Do you go online to see what fans and critics are saying about the show?
I don’t do a lot of that. Some of the stuff gets e-mailed to me and I might read that, but I don’t actively seek that out. I know our numbers have been really good through the entire season.
There are still lots of staunch fans, but others have become cynical about the show. I think some people didn’t want to watch unless they knew Rosie’s killer would be revealed early on. How do you feel about that kind of attitude toward the show?
It’s unfortunate. We certainly didn’t do this on purpose. Most of us had watched the Danish series that the show is based on, and we knew it was gonna take two seasons to tell the story.

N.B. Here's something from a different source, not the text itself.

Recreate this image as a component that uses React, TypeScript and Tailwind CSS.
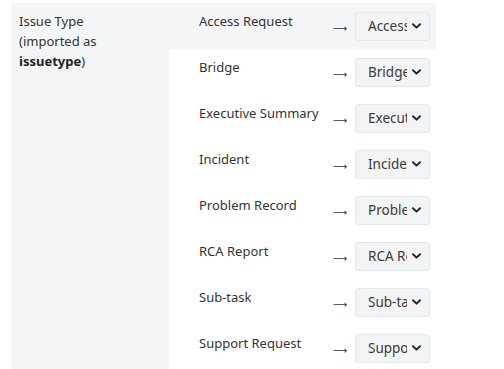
const rows = [
  { label: "Access Request", value: "Access Request" },
  { label: "Bridge", value: "Bridge" },
  { label: "Executive Summary", value: "Executive Summary" },
  { label: "Incident", value: "Incident" },
  { label: "Problem Record", value: "Problem Record" },
  { label: "RCA Report", value: "RCA Report" },
  { label: "Sub-task", value: "Sub-task" },
  { label: "Support Request", value: "Support Request" },
];

function Chevron() {
  return (
    <svg width="9" height="6" viewBox="0 0 9 6" className="shrink-0">
      <path d="M1 1.2 L4.5 4.6 L8 1.2" fill="none" stroke="#1f2937" strokeWidth="2" strokeLinecap="round" strokeLinejoin="round" />
    </svg>
  );
}

function FakeSelect({ value }: { value: string }) {
  return (
    <div className="flex h-[29px] w-[75px] items-center rounded-[3px] border border-[#e4e6ea] bg-[#f3f4f6] pl-[12px] pr-[8px]">
      <span className="w-[39px] overflow-hidden whitespace-nowrap text-[13.5px] leading-5 text-[#3a3a3a]">{value}</span>
      <span className="ml-auto">
        <Chevron />
      </span>
    </div>
  );
}

export default function App() {
  return (
    <div className="h-[369px] w-[504px] overflow-hidden bg-white pl-[11px] pt-[3px] text-[13px] leading-5 text-[#333]" style={{ fontFamily: '"Noto Sans", sans-serif' }}>
      <table className="w-[425px] table-fixed border-collapse">
        <tbody>
          {rows.map((r, i) => (
            <tr key={r.label} className={i === 0 ? "bg-[#f4f5f7]" : ""}>
              {i === 0 && (
                <th rowSpan={rows.length} className="w-[158px] bg-[#f4f5f7] px-2 pt-[8px] text-left align-top font-normal">
                  Issue Type
                  <br />
                  (imported as
                  <br />
                  <b className="font-bold text-[#222]">issuetype</b>)
                </th>
              )}
              <td className="h-[46px] w-[153px] pl-[30px] pt-[8px] align-top whitespace-nowrap">{r.label}</td>
              <td className="w-[32px] pt-[5px] pl-[4px] text-center align-middle text-[10px]" style={{ fontFamily: '"DejaVu Sans", sans-serif' }}>⟶</td>
              <td className="w-[82px] pl-[1px] pr-[6px] align-middle">
                <FakeSelect value={r.value} />
              </td>
            </tr>
          ))}
        </tbody>
      </table>
    </div>
  );
}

I’m also of the mind that, Hey, didn’t everybody watch Dallas? Wasn’t it always a cliff-hanger on that? This is not your traditional hour-long procedural. It’s slow-burn television. That’s something that Veena said she wanted to do differently from the beginning, and I think she actually accomplished it.
As Rosie’s father, were you prepared for the strong possibility that your character wouldn’t make it to another season, once Rosie’s case is solved?
I was. Like I said, I watched the Danish series and I knew that we were going to wrap up the crime at the end of season two. When you have that closure, I don’t know how you keep the family around. I don’t know how you dramatize that. It’s probably gonna be a new crime in season three and they really only have 42 minutes to tell that story, so I was fully prepared for this.
So you’re prepared to exit the show?
They haven’t officially said. I’m happy to come back and I’m blessed if I don’t. I’ve had a great two years on the show.